INSTRUCTION: Repeat the records verbatim and leave the pictures out of your copy.

Pages as source code:
::::::::

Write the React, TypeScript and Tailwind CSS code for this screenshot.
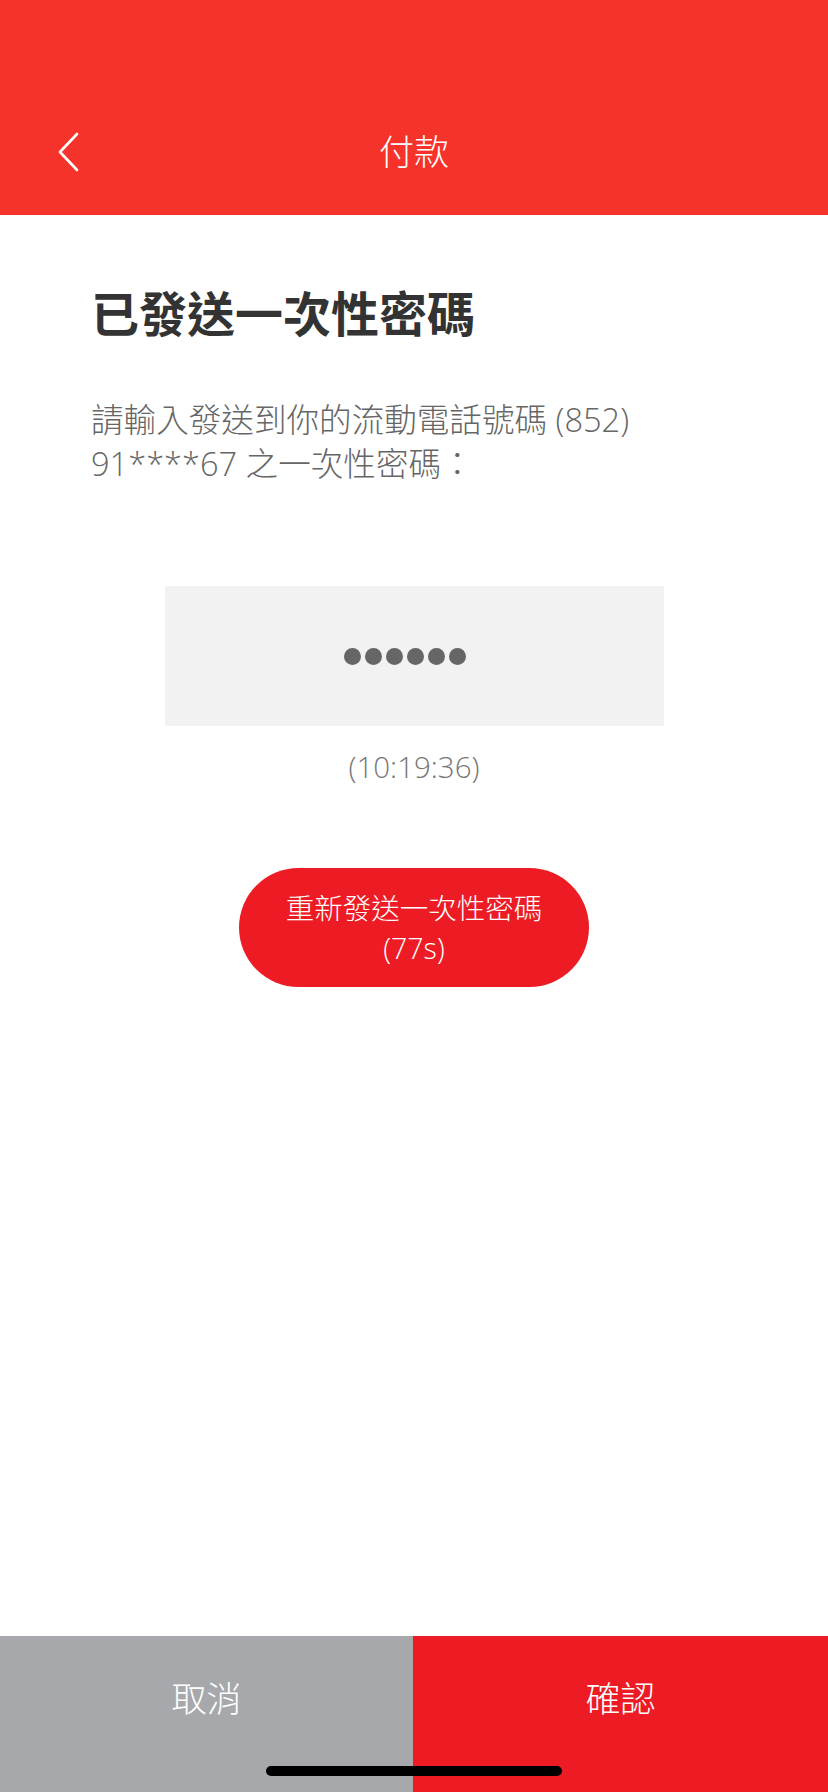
import React from "react";

const font = { fontFamily: '"Open Sans", "Noto Sans CJK TC", sans-serif' };

export default function App() {
  return (
    <div className="flex h-[1792px] w-[828px] flex-col bg-white" style={font}>
      <div className="h-[215px] bg-[#f5332a] pt-[108px]">
        <div className="relative flex h-[88px] items-center justify-center">
          <svg className="absolute left-[55px] top-[23px]" width="26" height="42" viewBox="0 0 26 42" fill="none">
            <path d="M22 3 L5 21 L22 39" stroke="white" strokeWidth="2.6" strokeLinecap="round" strokeLinejoin="round" />
          </svg>
          <span className="text-[35px] font-light leading-[44px] text-white">付款</span>
        </div>
      </div>

      <div className="px-[91px]">
        <h1 className="mt-[71px] text-[48px] font-bold leading-[56px] text-[#333333]">已發送一次性密碼</h1>
        <p className="mt-[56px] text-[32.6px] font-light leading-[44px] text-[#666666]">
          請輸入發送到你的流動電話號碼 (852)
          <br />
          91****67 之一次性密碼：
        </p>
      </div>

      <div className="mx-auto mt-[100px] flex h-[140px] w-[499px] items-center justify-center bg-[#f2f2f2]">
        <div className="flex gap-[4px] pr-[18px]">
          {[0, 1, 2, 3, 4, 5].map((i) => (
            <span key={i} className="block h-[17px] w-[17px] rounded-full bg-[#666666]" />
          ))}
        </div>
      </div>

      <div className="mt-[21px] text-center text-[29.5px] font-light leading-[40px] text-[#777777]">(10:19:36)</div>

      <div className="mx-auto mt-[81px] flex h-[119px] w-[350px] flex-col items-center justify-center rounded-full bg-[#ed1c24] text-[28.5px] font-light leading-[40px] text-white">
        <span>重新發送一次性密碼</span>
        <span>(77s)</span>
      </div>

      <div className="relative mt-auto flex h-[156px]">
        <div className="flex w-[413px] items-start justify-center bg-[#a7a8ab] pt-[40px] text-[35px] font-light leading-[46px] text-white">取消</div>
        <div className="flex flex-1 items-start justify-center bg-[#ed1c24] pt-[40px] text-[35px] font-light leading-[46px] text-white">確認</div>
        <div className="absolute left-[266px] top-[130px] h-[10px] w-[296px] rounded-full bg-black" />
      </div>
    </div>
  );
}
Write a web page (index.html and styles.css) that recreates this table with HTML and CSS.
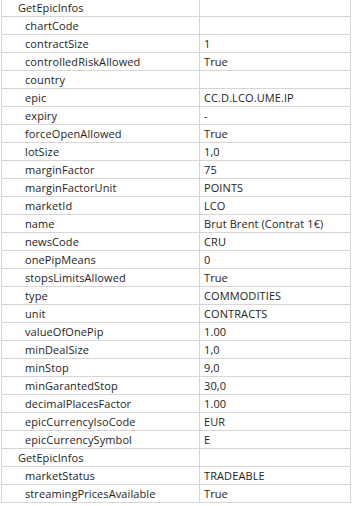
FILE: index.html
```html
<!DOCTYPE html>
<html>
<head>
<meta charset="utf-8">
<link rel="stylesheet" href="styles.css">
</head>
<body>
<div class="grid">
  <div class="row group"><div class="k">GetEpicInfos</div><div class="v"></div></div>
  <div class="row"><div class="k">chartCode</div><div class="v"></div></div>
  <div class="row"><div class="k">contractSize</div><div class="v">1</div></div>
  <div class="row"><div class="k">controlledRiskAllowed</div><div class="v">True</div></div>
  <div class="row"><div class="k">country</div><div class="v"></div></div>
  <div class="row"><div class="k">epic</div><div class="v">CC.D.LCO.UME.IP</div></div>
  <div class="row"><div class="k">expiry</div><div class="v">-</div></div>
  <div class="row"><div class="k">forceOpenAllowed</div><div class="v">True</div></div>
  <div class="row"><div class="k">lotSize</div><div class="v">1,0</div></div>
  <div class="row"><div class="k">marginFactor</div><div class="v">75</div></div>
  <div class="row"><div class="k">marginFactorUnit</div><div class="v">POINTS</div></div>
  <div class="row"><div class="k">marketId</div><div class="v">LCO</div></div>
  <div class="row"><div class="k">name</div><div class="v">Brut Brent (Contrat 1€)</div></div>
  <div class="row"><div class="k">newsCode</div><div class="v">CRU</div></div>
  <div class="row"><div class="k">onePipMeans</div><div class="v">0</div></div>
  <div class="row"><div class="k">stopsLimitsAllowed</div><div class="v">True</div></div>
  <div class="row"><div class="k">type</div><div class="v">COMMODITIES</div></div>
  <div class="row"><div class="k">unit</div><div class="v">CONTRACTS</div></div>
  <div class="row"><div class="k">valueOfOnePip</div><div class="v">1.00</div></div>
  <div class="row"><div class="k">minDealSize</div><div class="v">1,0</div></div>
  <div class="row"><div class="k">minStop</div><div class="v">9,0</div></div>
  <div class="row"><div class="k">minGarantedStop</div><div class="v">30,0</div></div>
  <div class="row"><div class="k">decimalPlacesFactor</div><div class="v">1.00</div></div>
  <div class="row"><div class="k">epicCurrencyIsoCode</div><div class="v">EUR</div></div>
  <div class="row"><div class="k">epicCurrencySymbol</div><div class="v">E</div></div>
  <div class="row group"><div class="k">GetEpicInfos</div><div class="v"></div></div>
  <div class="row"><div class="k">marketStatus</div><div class="v">TRADEABLE</div></div>
  <div class="row"><div class="k">streamingPricesAvailable</div><div class="v">True</div></div>
</div>
</body>
</html>
```
FILE: styles.css
```css
html, body {
  margin: 0;
  padding: 0;
  background: #ffffff;
}
.grid {
  margin: -1px 0 0 1px;
  width: 350px;
  box-sizing: border-box;
  border-left: 1px solid #d6d6d6;
  border-right: 1px solid #d6d6d6;
  font-family: "Open Sans", "Noto Sans", sans-serif;
  font-size: 11px;
  letter-spacing: 0.1px;
  color: #1e1e1e;
}
.row {
  display: grid;
  grid-template-columns: 198px 1fr;
  height: 18px;
  box-sizing: border-box;
  border-bottom: 1px solid #d6d6d6;
}
.k, .v {
  line-height: 18px;
  white-space: nowrap;
  overflow: hidden;
}
.k {
  padding-left: 23px;
  border-right: 1px solid #d6d6d6;
}
.v {
  padding-left: 4px;
}
.group .k {
  padding-left: 16px;
}
```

::::::::

RESULT OF THE TASK:
Write the React, TypeScript and Tailwind CSS code for this screenshot.
import React from "react";

const font = { fontFamily: '"Open Sans", "Noto Sans CJK TC", sans-serif' };

export default function App() {
  return (
    <div className="flex h-[1792px] w-[828px] flex-col bg-white" style={font}>
      <div className="h-[215px] bg-[#f5332a] pt-[108px]">
        <div className="relative flex h-[88px] items-center justify-center">
          <svg className="absolute left-[55px] top-[23px]" width="26" height="42" viewBox="0 0 26 42" fill="none">
            <path d="M22 3 L5 21 L22 39" stroke="white" strokeWidth="2.6" strokeLinecap="round" strokeLinejoin="round" />
          </svg>
          <span className="text-[35px] font-light leading-[44px] text-white">付款</span>
        </div>
      </div>

      <div className="px-[91px]">
        <h1 className="mt-[71px] text-[48px] font-bold leading-[56px] text-[#333333]">已發送一次性密碼</h1>
        <p className="mt-[56px] text-[32.6px] font-light leading-[44px] text-[#666666]">
          請輸入發送到你的流動電話號碼 (852)
          <br />
          91****67 之一次性密碼：
        </p>
      </div>

      <div className="mx-auto mt-[100px] flex h-[140px] w-[499px] items-center justify-center bg-[#f2f2f2]">
        <div className="flex gap-[4px] pr-[18px]">
          {[0, 1, 2, 3, 4, 5].map((i) => (
            <span key={i} className="block h-[17px] w-[17px] rounded-full bg-[#666666]" />
          ))}
        </div>
      </div>

      <div className="mt-[21px] text-center text-[29.5px] font-light leading-[40px] text-[#777777]">(10:19:36)</div>

      <div className="mx-auto mt-[81px] flex h-[119px] w-[350px] flex-col items-center justify-center rounded-full bg-[#ed1c24] text-[28.5px] font-light leading-[40px] text-white">
        <span>重新發送一次性密碼</span>
        <span>(77s)</span>
      </div>

      <div className="relative mt-auto flex h-[156px]">
        <div className="flex w-[413px] items-start justify-center bg-[#a7a8ab] pt-[40px] text-[35px] font-light leading-[46px] text-white">取消</div>
        <div className="flex flex-1 items-start justify-center bg-[#ed1c24] pt-[40px] text-[35px] font-light leading-[46px] text-white">確認</div>
        <div className="absolute left-[266px] top-[130px] h-[10px] w-[296px] rounded-full bg-black" />
      </div>
    </div>
  );
}
Write a web page (index.html and styles.css) that recreates this table with HTML and CSS.
FILE: index.html
```html
<!DOCTYPE html>
<html>
<head>
<meta charset="utf-8">
<link rel="stylesheet" href="styles.css">
</head>
<body>
<div class="grid">
  <div class="row group"><div class="k">GetEpicInfos</div><div class="v"></div></div>
  <div class="row"><div class="k">chartCode</div><div class="v"></div></div>
  <div class="row"><div class="k">contractSize</div><div class="v">1</div></div>
  <div class="row"><div class="k">controlledRiskAllowed</div><div class="v">True</div></div>
  <div class="row"><div class="k">country</div><div class="v"></div></div>
  <div class="row"><div class="k">epic</div><div class="v">CC.D.LCO.UME.IP</div></div>
  <div class="row"><div class="k">expiry</div><div class="v">-</div></div>
  <div class="row"><div class="k">forceOpenAllowed</div><div class="v">True</div></div>
  <div class="row"><div class="k">lotSize</div><div class="v">1,0</div></div>
  <div class="row"><div class="k">marginFactor</div><div class="v">75</div></div>
  <div class="row"><div class="k">marginFactorUnit</div><div class="v">POINTS</div></div>
  <div class="row"><div class="k">marketId</div><div class="v">LCO</div></div>
  <div class="row"><div class="k">name</div><div class="v">Brut Brent (Contrat 1€)</div></div>
  <div class="row"><div class="k">newsCode</div><div class="v">CRU</div></div>
  <div class="row"><div class="k">onePipMeans</div><div class="v">0</div></div>
  <div class="row"><div class="k">stopsLimitsAllowed</div><div class="v">True</div></div>
  <div class="row"><div class="k">type</div><div class="v">COMMODITIES</div></div>
  <div class="row"><div class="k">unit</div><div class="v">CONTRACTS</div></div>
  <div class="row"><div class="k">valueOfOnePip</div><div class="v">1.00</div></div>
  <div class="row"><div class="k">minDealSize</div><div class="v">1,0</div></div>
  <div class="row"><div class="k">minStop</div><div class="v">9,0</div></div>
  <div class="row"><div class="k">minGarantedStop</div><div class="v">30,0</div></div>
  <div class="row"><div class="k">decimalPlacesFactor</div><div class="v">1.00</div></div>
  <div class="row"><div class="k">epicCurrencyIsoCode</div><div class="v">EUR</div></div>
  <div class="row"><div class="k">epicCurrencySymbol</div><div class="v">E</div></div>
  <div class="row group"><div class="k">GetEpicInfos</div><div class="v"></div></div>
  <div class="row"><div class="k">marketStatus</div><div class="v">TRADEABLE</div></div>
  <div class="row"><div class="k">streamingPricesAvailable</div><div class="v">True</div></div>
</div>
</body>
</html>
```
FILE: styles.css
```css
html, body {
  margin: 0;
  padding: 0;
  background: #ffffff;
}
.grid {
  margin: -1px 0 0 1px;
  width: 350px;
  box-sizing: border-box;
  border-left: 1px solid #d6d6d6;
  border-right: 1px solid #d6d6d6;
  font-family: "Open Sans", "Noto Sans", sans-serif;
  font-size: 11px;
  letter-spacing: 0.1px;
  color: #1e1e1e;
}
.row {
  display: grid;
  grid-template-columns: 198px 1fr;
  height: 18px;
  box-sizing: border-box;
  border-bottom: 1px solid #d6d6d6;
}
.k, .v {
  line-height: 18px;
  white-space: nowrap;
  overflow: hidden;
}
.k {
  padding-left: 23px;
  border-right: 1px solid #d6d6d6;
}
.v {
  padding-left: 4px;
}
.group .k {
  padding-left: 16px;
}
```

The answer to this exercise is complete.